The tool is now 13 months old. I don’t have a good way to measure the amount of users (IPs change a lot) but judging by the statistics I can collect I think it’s somewhere around 40.000. A friend of mine, who still plays Modern Warfare 2 (I don’t) says that the tool gets abused a lot nowadays. This doesn’t surprise me: proper server admins would have hired a server for Black Ops (or Modern Warfare 1), and cheaters don’t have a lot of chances on that game (well, that’s what he told me, I’ve never played it after the major fail of MW2).

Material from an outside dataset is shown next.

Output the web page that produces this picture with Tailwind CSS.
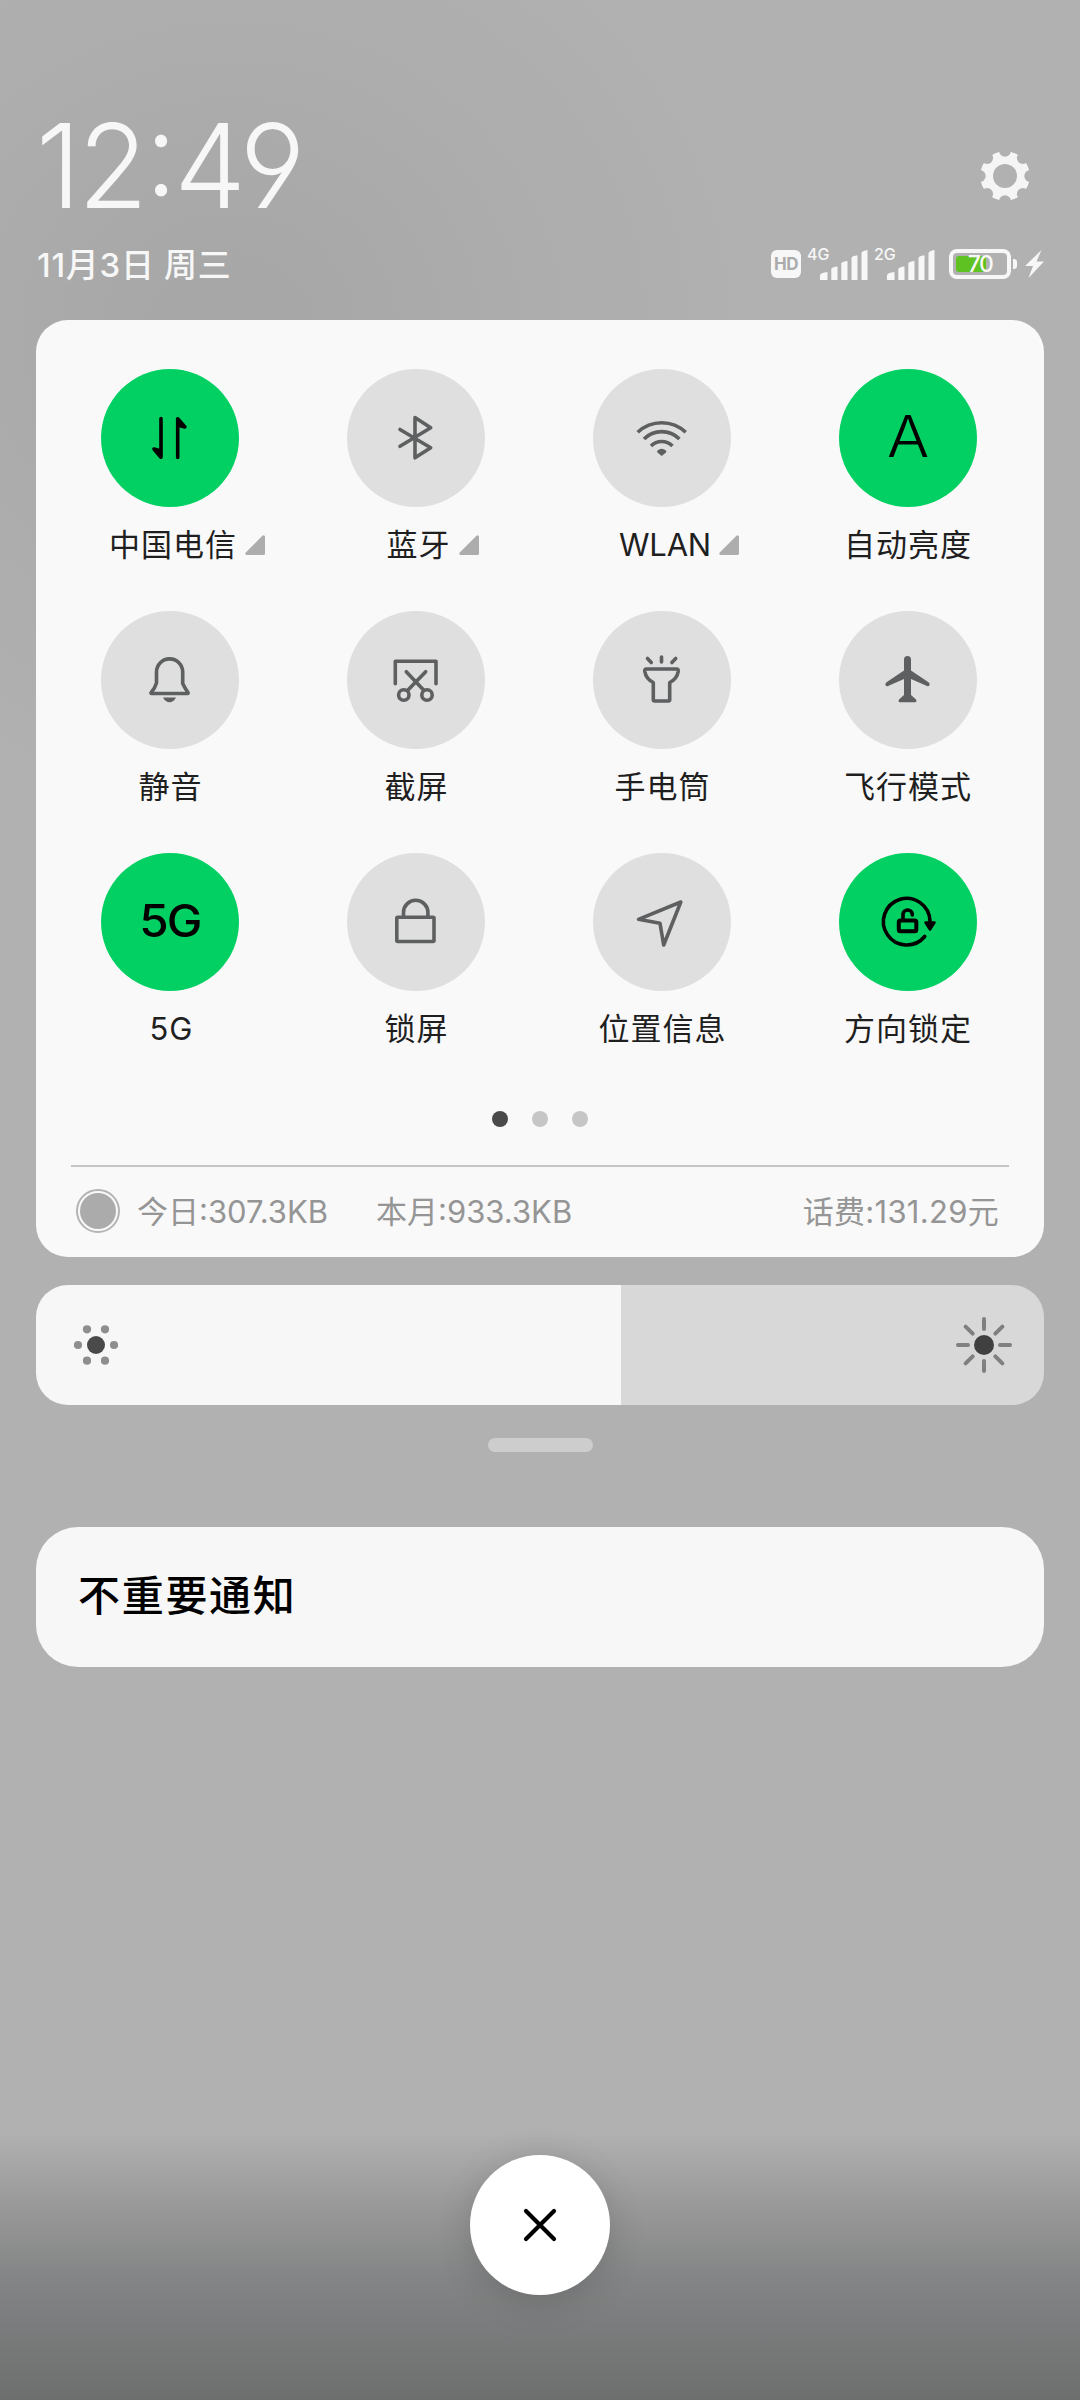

Ah, yes, the point of this post
I’d like to apologize to all the honest players of MW2 who have got kicked by the people who manage to abuse this tool (the homeless, as I called them before, sorry if this insults some of you, it’s not intentional). I’d like to apologize to the non-honest players of MW2 who have managed to keep their addiction up by using a non-bannable tool. I’d like to apologize to Valve, for creating a tool that doesn’t allow VAC to ban it. I’d like to apologize to Infinity Ward for interfering with their game on such a large scale, and I’d like to apologize to myself for buying MW2.